> _GIVEN DATA_:
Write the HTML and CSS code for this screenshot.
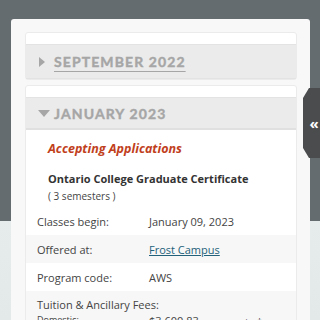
FILE: index.html
```html
<!DOCTYPE html>
<html lang="en">
<head>
  <meta charset="UTF-8" />
  <meta name="viewport" content="width=device-width, initial-scale=1.0" />
  <title>Program Dates</title>
  <link rel="stylesheet" href="styles.css">
</head>
<body>
  <div class="modal">
    <!-- Collapsed intake -->
    <div class="intake">
      <div class="intake-head">
        <a class="intake-title" href="#"><span class="arrow right"></span>SEPTEMBER 2022</a>
      </div>
    </div>
    <!-- Open intake -->
    <div class="intake open">
      <div class="intake-head">
        <span class="intake-title"><span class="arrow down"></span>JANUARY 2023</span>
      </div>
      <div class="intake-body">
        <div class="status">Accepting Applications</div>
        <div class="credential">Ontario College Graduate Certificate</div>
        <div class="duration">( 3 semesters )</div>
      </div>
      <div class="details">
        <div class="row">
          <div class="label">Classes begin:</div>
          <div class="value">January 09, 2023</div>
        </div>
        <div class="row alt">
          <div class="label">Offered at:</div>
          <div class="value"><a href="#">Frost Campus</a></div>
        </div>
        <div class="row">
          <div class="label">Program code:</div>
          <div class="value">AWS</div>
        </div>
        <div class="row alt fees">
          <div class="label wide">Tuition &amp; Ancillary Fees:</div>
          <div class="fee-line">
            <div class="label small">Domestic:</div>
            <div class="value">$3,600.83 <span class="small">per semester†</span></div>
          </div>
        </div>
      </div>
    </div>
  </div>
  <div class="side-tab">&laquo;</div>
</body>
</html>
```
FILE: styles.css
```css
* {
  margin: 0;
  padding: 0;
  box-sizing: border-box;
}
body {
  height: 320px;
  overflow: hidden;
  font-family: 'Open Sans', sans-serif;
  color: #333;
  background: linear-gradient(#646c70 0, #646c70 221px, #e6ebeb 221px, #e3e9e9 100%);
  padding: 19px 10px 0 11px;
}
/* Modal shell */
.modal {
  background: #f8f8f8;
  border-radius: 3px;
  padding: 13px 13px 0 14px;
  height: 320px;
  display: flex;
  flex-direction: column;
  gap: 5px;
}
.intake {
  background: #fff;
  border: 1px solid #ebebeb;
  border-radius: 3px;
  padding-top: 11px;
}
.intake-head {
  background: #ebebeb;
  border-top: 1px solid #e3e3e3;
  border-bottom: 1px solid #e3e3e3;
  height: 35px;
  display: flex;
  align-items: center;
  padding-left: 11px;
}
.intake.open .intake-head {
  border-bottom: 2px solid #e0e0e0;
  height: 33px;
  margin-bottom: 1px;
}
.intake-title {
  font-family: 'Lato', sans-serif;
  font-weight: 700;
  font-size: 14px;
  letter-spacing: 1.1px;
  color: #a6a6a6;
  -webkit-text-stroke: 0.4px #a6a6a6;
  text-decoration: none;
  display: flex;
  align-items: center;
}
a.intake-title {
  text-decoration: underline;
  text-underline-offset: 4px;
  text-decoration-thickness: 1px;
}
.arrow {
  display: inline-block;
  width: 0;
  height: 0;
  margin-right: 9px;
}
.arrow.right {
  border-top: 5px solid transparent;
  border-bottom: 5px solid transparent;
  border-left: 6px solid #a6a6a6;
  margin-left: 2px;
}
.arrow.down {
  border-left: 6px solid transparent;
  border-right: 6px solid transparent;
  border-top: 7px solid #a6a6a6;
  margin-left: 1px;
  margin-right: 4px;
}
/* Open intake content */
.intake-body {
  padding: 8px 12px 3px 22px;
}
.status {
  color: #c1401c;
  font-weight: 700;
  font-style: italic;
  font-size: 12.5px;
  line-height: 20px;
}
.credential {
  margin-top: 12px;
  font-weight: 700;
  font-size: 11px;
  line-height: 16px;
  color: #333;
}
.duration {
  margin-top: 1px;
  font-size: 10px;
  line-height: 16px;
  color: #444;
}
.row {
  display: flex;
  align-items: center;
  height: 28px;
  padding-left: 11px;
  font-size: 11px;
  color: #444;
}
.row.alt {
  background: #f7f7f7;
}
.label {
  width: 112px;
  flex-shrink: 0;
}
.value a {
  color: #23617a;
}
.fees {
  flex-direction: column;
  align-items: flex-start;
  justify-content: flex-start;
  height: auto;
  padding-top: 6px;
}
.label.wide {
  width: auto;
}
.fee-line {
  display: flex;
  margin-top: 1px;
}
.small {
  font-size: 9px;
}
/* Collapse tab on the right edge */
.side-tab {
  position: absolute;
  top: 88px;
  right: 0;
  width: 17px;
  height: 70px;
  background: #4a4c4e;
  clip-path: polygon(6px 0, 100% 0, 100% 100%, 6px 100%, 0 60px, 0 10px);
  color: #fff;
  font-weight: 700;
  font-size: 15px;
  display: flex;
  align-items: center;
  justify-content: center;
  padding-left: 5px;
}
```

> _WHAT YOU SHOULD DO_: Output the data above without changes, apart from leaving out the pictures.

> _TASK ANSWER_:
Write the HTML and CSS code for this screenshot.
FILE: index.html
```html
<!DOCTYPE html>
<html lang="en">
<head>
  <meta charset="UTF-8" />
  <meta name="viewport" content="width=device-width, initial-scale=1.0" />
  <title>Program Dates</title>
  <link rel="stylesheet" href="styles.css">
</head>
<body>
  <div class="modal">
    <!-- Collapsed intake -->
    <div class="intake">
      <div class="intake-head">
        <a class="intake-title" href="#"><span class="arrow right"></span>SEPTEMBER 2022</a>
      </div>
    </div>
    <!-- Open intake -->
    <div class="intake open">
      <div class="intake-head">
        <span class="intake-title"><span class="arrow down"></span>JANUARY 2023</span>
      </div>
      <div class="intake-body">
        <div class="status">Accepting Applications</div>
        <div class="credential">Ontario College Graduate Certificate</div>
        <div class="duration">( 3 semesters )</div>
      </div>
      <div class="details">
        <div class="row">
          <div class="label">Classes begin:</div>
          <div class="value">January 09, 2023</div>
        </div>
        <div class="row alt">
          <div class="label">Offered at:</div>
          <div class="value"><a href="#">Frost Campus</a></div>
        </div>
        <div class="row">
          <div class="label">Program code:</div>
          <div class="value">AWS</div>
        </div>
        <div class="row alt fees">
          <div class="label wide">Tuition &amp; Ancillary Fees:</div>
          <div class="fee-line">
            <div class="label small">Domestic:</div>
            <div class="value">$3,600.83 <span class="small">per semester†</span></div>
          </div>
        </div>
      </div>
    </div>
  </div>
  <div class="side-tab">&laquo;</div>
</body>
</html>
```
FILE: styles.css
```css
* {
  margin: 0;
  padding: 0;
  box-sizing: border-box;
}
body {
  height: 320px;
  overflow: hidden;
  font-family: 'Open Sans', sans-serif;
  color: #333;
  background: linear-gradient(#646c70 0, #646c70 221px, #e6ebeb 221px, #e3e9e9 100%);
  padding: 19px 10px 0 11px;
}
/* Modal shell */
.modal {
  background: #f8f8f8;
  border-radius: 3px;
  padding: 13px 13px 0 14px;
  height: 320px;
  display: flex;
  flex-direction: column;
  gap: 5px;
}
.intake {
  background: #fff;
  border: 1px solid #ebebeb;
  border-radius: 3px;
  padding-top: 11px;
}
.intake-head {
  background: #ebebeb;
  border-top: 1px solid #e3e3e3;
  border-bottom: 1px solid #e3e3e3;
  height: 35px;
  display: flex;
  align-items: center;
  padding-left: 11px;
}
.intake.open .intake-head {
  border-bottom: 2px solid #e0e0e0;
  height: 33px;
  margin-bottom: 1px;
}
.intake-title {
  font-family: 'Lato', sans-serif;
  font-weight: 700;
  font-size: 14px;
  letter-spacing: 1.1px;
  color: #a6a6a6;
  -webkit-text-stroke: 0.4px #a6a6a6;
  text-decoration: none;
  display: flex;
  align-items: center;
}
a.intake-title {
  text-decoration: underline;
  text-underline-offset: 4px;
  text-decoration-thickness: 1px;
}
.arrow {
  display: inline-block;
  width: 0;
  height: 0;
  margin-right: 9px;
}
.arrow.right {
  border-top: 5px solid transparent;
  border-bottom: 5px solid transparent;
  border-left: 6px solid #a6a6a6;
  margin-left: 2px;
}
.arrow.down {
  border-left: 6px solid transparent;
  border-right: 6px solid transparent;
  border-top: 7px solid #a6a6a6;
  margin-left: 1px;
  margin-right: 4px;
}
/* Open intake content */
.intake-body {
  padding: 8px 12px 3px 22px;
}
.status {
  color: #c1401c;
  font-weight: 700;
  font-style: italic;
  font-size: 12.5px;
  line-height: 20px;
}
.credential {
  margin-top: 12px;
  font-weight: 700;
  font-size: 11px;
  line-height: 16px;
  color: #333;
}
.duration {
  margin-top: 1px;
  font-size: 10px;
  line-height: 16px;
  color: #444;
}
.row {
  display: flex;
  align-items: center;
  height: 28px;
  padding-left: 11px;
  font-size: 11px;
  color: #444;
}
.row.alt {
  background: #f7f7f7;
}
.label {
  width: 112px;
  flex-shrink: 0;
}
.value a {
  color: #23617a;
}
.fees {
  flex-direction: column;
  align-items: flex-start;
  justify-content: flex-start;
  height: auto;
  padding-top: 6px;
}
.label.wide {
  width: auto;
}
.fee-line {
  display: flex;
  margin-top: 1px;
}
.small {
  font-size: 9px;
}
/* Collapse tab on the right edge */
.side-tab {
  position: absolute;
  top: 88px;
  right: 0;
  width: 17px;
  height: 70px;
  background: #4a4c4e;
  clip-path: polygon(6px 0, 100% 0, 100% 100%, 6px 100%, 0 60px, 0 10px);
  color: #fff;
  font-weight: 700;
  font-size: 15px;
  display: flex;
  align-items: center;
  justify-content: center;
  padding-left: 5px;
}
```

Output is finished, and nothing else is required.